Exercise instructions -
Please set down all the lines beneath this one exactly, without the pictures.
= = = =
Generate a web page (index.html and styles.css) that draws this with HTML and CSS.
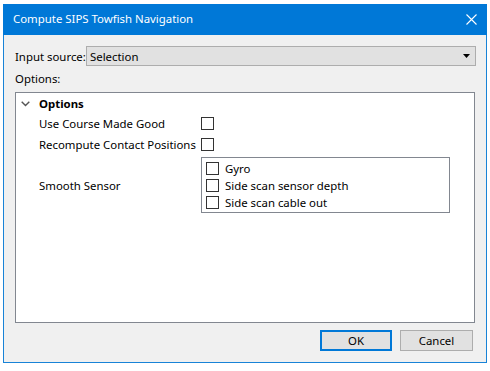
FILE: index.html
```html
<!DOCTYPE html>
<html>
<head>
<meta charset="utf-8">
<link rel="stylesheet" href="styles.css">
</head>
<body>
<div class="window">
  <div class="titlebar">
    <span class="title">Compute SIPS Towfish Navigation</span>
    <svg class="close" width="11" height="11" viewBox="0 0 11 11"><path d="M0.5 0.5 L10.5 10.5 M10.5 0.5 L0.5 10.5" stroke="#fff" stroke-width="1.1" fill="none"/></svg>
  </div>
  <div class="content">
    <div class="source-row">
      <span class="label">Input source:</span>
      <div class="combo">
        <span>Selection</span>
        <svg class="arrow" width="7" height="4" viewBox="0 0 7 4"><path d="M0 0 H7 L3.5 4 Z" fill="#000"/></svg>
      </div>
    </div>
    <div class="options-label">Options:</div>
    <div class="panel">
      <div class="group-head">
        <svg class="chev" width="9" height="6" viewBox="0 0 9 6"><path d="M0.7 0.7 L4.5 4.5 L8.3 0.7" stroke="#555" stroke-width="1.4" fill="none"/></svg>
        <span class="group-title">Options</span>
      </div>
      <div class="prop">
        <span class="pname">Use Course Made Good</span>
        <span class="cb"></span>
      </div>
      <div class="prop">
        <span class="pname">Recompute Contact Positions</span>
        <span class="cb"></span>
      </div>
      <div class="prop sensor">
        <span class="pname">Smooth Sensor</span>
        <div class="list">
          <div class="item"><span class="cb"></span><span>Gyro</span></div>
          <div class="item"><span class="cb"></span><span>Side scan sensor depth</span></div>
          <div class="item"><span class="cb"></span><span>Side scan cable out</span></div>
        </div>
      </div>
    </div>
    <div class="buttons">
      <div class="btn default">OK</div>
      <div class="btn">Cancel</div>
    </div>
  </div>
</div>
</body>
</html>
```
FILE: styles.css
```css
html, body {
  margin: 0;
  padding: 0;
  background: #ffffff;
}
body {
  font-family: "Noto Sans", "Open Sans", sans-serif;
  font-size: 11.4px;
  color: #000;
  white-space: nowrap;
}
.window {
  margin: 4px 0 0 3px;
  width: 484px;
  height: 359px;
  box-sizing: border-box;
  border: 1px solid #1883d7;
  border-top: none;
  background: #f0f0f0;
  display: flex;
  flex-direction: column;
}
.titlebar {
  height: 31px;
  flex: none;
  margin: 0 -1px;
  background: #0078d7;
  color: #fff;
  display: flex;
  align-items: center;
  justify-content: space-between;
  padding: 0 10px 0 10px;
  box-sizing: border-box;
}
.title {
  line-height: 16px;
  padding-bottom: 1px;
}
.close {
  display: block;
  margin-top: -1px;
}
.content {
  flex: 1;
  display: flex;
  flex-direction: column;
  padding: 11px 11px 0 11px;
}
.source-row {
  display: flex;
  align-items: center;
  height: 20px;
  flex: none;
}
.label {
  flex: none;
  width: 71px;
}
.combo {
  flex: 1;
  height: 20px;
  box-sizing: border-box;
  border: 1px solid #adadad;
  background: #e1e1e1;
  display: flex;
  align-items: center;
  justify-content: space-between;
  padding: 0 5px 0 3px;
  margin-right: -1px;
}
.arrow { display: block; }
.options-label {
  margin-top: 5px;
  height: 16px;
  line-height: 16px;
  flex: none;
}
.panel {
  margin-top: 5px;
  height: 231px;
  flex: none;
  box-sizing: border-box;
  border: 1px solid #828790;
  background: #fff;
  padding: 2px 0 0 0;
}
.group-head {
  display: flex;
  align-items: center;
  height: 17px;
  margin-bottom: 1px;
}
.chev {
  display: block;
  margin-left: 5px;
  margin-right: 9px;
}
.group-title {
  font-weight: bold;
}
.prop {
  display: flex;
  align-items: center;
  height: 21px;
  padding-left: 23px;
}
.pname {
  flex: none;
  width: 162px;
}
.cb {
  display: block;
  flex: none;
  width: 13px;
  height: 13px;
  box-sizing: border-box;
  border: 1px solid #333;
  background: #fff;
}
.prop.sensor {
  height: 56px;
  margin-top: 2px;
}
.list {
  width: 249px;
  height: 56px;
  box-sizing: border-box;
  border: 1px solid #828790;
  padding: 2px 0 0 4px;
}
.item {
  display: flex;
  align-items: center;
  height: 17px;
}
.item .cb {
  margin-right: 6px;
}
.buttons {
  display: flex;
  justify-content: flex-end;
  gap: 8px;
  margin-top: 7px;
  margin-right: 2px;
  flex: none;
}
.btn {
  width: 73px;
  height: 21px;
  box-sizing: border-box;
  border: 1px solid #adadad;
  background: #e1e1e1;
  display: flex;
  align-items: center;
  justify-content: center;
}
.btn.default {
  width: 72px;
  border: 2px solid #0078d7;
}
```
= = = =
Finished exercise -
Generate a web page (index.html and styles.css) that draws this with HTML and CSS.
FILE: index.html
```html
<!DOCTYPE html>
<html>
<head>
<meta charset="utf-8">
<link rel="stylesheet" href="styles.css">
</head>
<body>
<div class="window">
  <div class="titlebar">
    <span class="title">Compute SIPS Towfish Navigation</span>
    <svg class="close" width="11" height="11" viewBox="0 0 11 11"><path d="M0.5 0.5 L10.5 10.5 M10.5 0.5 L0.5 10.5" stroke="#fff" stroke-width="1.1" fill="none"/></svg>
  </div>
  <div class="content">
    <div class="source-row">
      <span class="label">Input source:</span>
      <div class="combo">
        <span>Selection</span>
        <svg class="arrow" width="7" height="4" viewBox="0 0 7 4"><path d="M0 0 H7 L3.5 4 Z" fill="#000"/></svg>
      </div>
    </div>
    <div class="options-label">Options:</div>
    <div class="panel">
      <div class="group-head">
        <svg class="chev" width="9" height="6" viewBox="0 0 9 6"><path d="M0.7 0.7 L4.5 4.5 L8.3 0.7" stroke="#555" stroke-width="1.4" fill="none"/></svg>
        <span class="group-title">Options</span>
      </div>
      <div class="prop">
        <span class="pname">Use Course Made Good</span>
        <span class="cb"></span>
      </div>
      <div class="prop">
        <span class="pname">Recompute Contact Positions</span>
        <span class="cb"></span>
      </div>
      <div class="prop sensor">
        <span class="pname">Smooth Sensor</span>
        <div class="list">
          <div class="item"><span class="cb"></span><span>Gyro</span></div>
          <div class="item"><span class="cb"></span><span>Side scan sensor depth</span></div>
          <div class="item"><span class="cb"></span><span>Side scan cable out</span></div>
        </div>
      </div>
    </div>
    <div class="buttons">
      <div class="btn default">OK</div>
      <div class="btn">Cancel</div>
    </div>
  </div>
</div>
</body>
</html>
```
FILE: styles.css
```css
html, body {
  margin: 0;
  padding: 0;
  background: #ffffff;
}
body {
  font-family: "Noto Sans", "Open Sans", sans-serif;
  font-size: 11.4px;
  color: #000;
  white-space: nowrap;
}
.window {
  margin: 4px 0 0 3px;
  width: 484px;
  height: 359px;
  box-sizing: border-box;
  border: 1px solid #1883d7;
  border-top: none;
  background: #f0f0f0;
  display: flex;
  flex-direction: column;
}
.titlebar {
  height: 31px;
  flex: none;
  margin: 0 -1px;
  background: #0078d7;
  color: #fff;
  display: flex;
  align-items: center;
  justify-content: space-between;
  padding: 0 10px 0 10px;
  box-sizing: border-box;
}
.title {
  line-height: 16px;
  padding-bottom: 1px;
}
.close {
  display: block;
  margin-top: -1px;
}
.content {
  flex: 1;
  display: flex;
  flex-direction: column;
  padding: 11px 11px 0 11px;
}
.source-row {
  display: flex;
  align-items: center;
  height: 20px;
  flex: none;
}
.label {
  flex: none;
  width: 71px;
}
.combo {
  flex: 1;
  height: 20px;
  box-sizing: border-box;
  border: 1px solid #adadad;
  background: #e1e1e1;
  display: flex;
  align-items: center;
  justify-content: space-between;
  padding: 0 5px 0 3px;
  margin-right: -1px;
}
.arrow { display: block; }
.options-label {
  margin-top: 5px;
  height: 16px;
  line-height: 16px;
  flex: none;
}
.panel {
  margin-top: 5px;
  height: 231px;
  flex: none;
  box-sizing: border-box;
  border: 1px solid #828790;
  background: #fff;
  padding: 2px 0 0 0;
}
.group-head {
  display: flex;
  align-items: center;
  height: 17px;
  margin-bottom: 1px;
}
.chev {
  display: block;
  margin-left: 5px;
  margin-right: 9px;
}
.group-title {
  font-weight: bold;
}
.prop {
  display: flex;
  align-items: center;
  height: 21px;
  padding-left: 23px;
}
.pname {
  flex: none;
  width: 162px;
}
.cb {
  display: block;
  flex: none;
  width: 13px;
  height: 13px;
  box-sizing: border-box;
  border: 1px solid #333;
  background: #fff;
}
.prop.sensor {
  height: 56px;
  margin-top: 2px;
}
.list {
  width: 249px;
  height: 56px;
  box-sizing: border-box;
  border: 1px solid #828790;
  padding: 2px 0 0 4px;
}
.item {
  display: flex;
  align-items: center;
  height: 17px;
}
.item .cb {
  margin-right: 6px;
}
.buttons {
  display: flex;
  justify-content: flex-end;
  gap: 8px;
  margin-top: 7px;
  margin-right: 2px;
  flex: none;
}
.btn {
  width: 73px;
  height: 21px;
  box-sizing: border-box;
  border: 1px solid #adadad;
  background: #e1e1e1;
  display: flex;
  align-items: center;
  justify-content: center;
}
.btn.default {
  width: 72px;
  border: 2px solid #0078d7;
}
```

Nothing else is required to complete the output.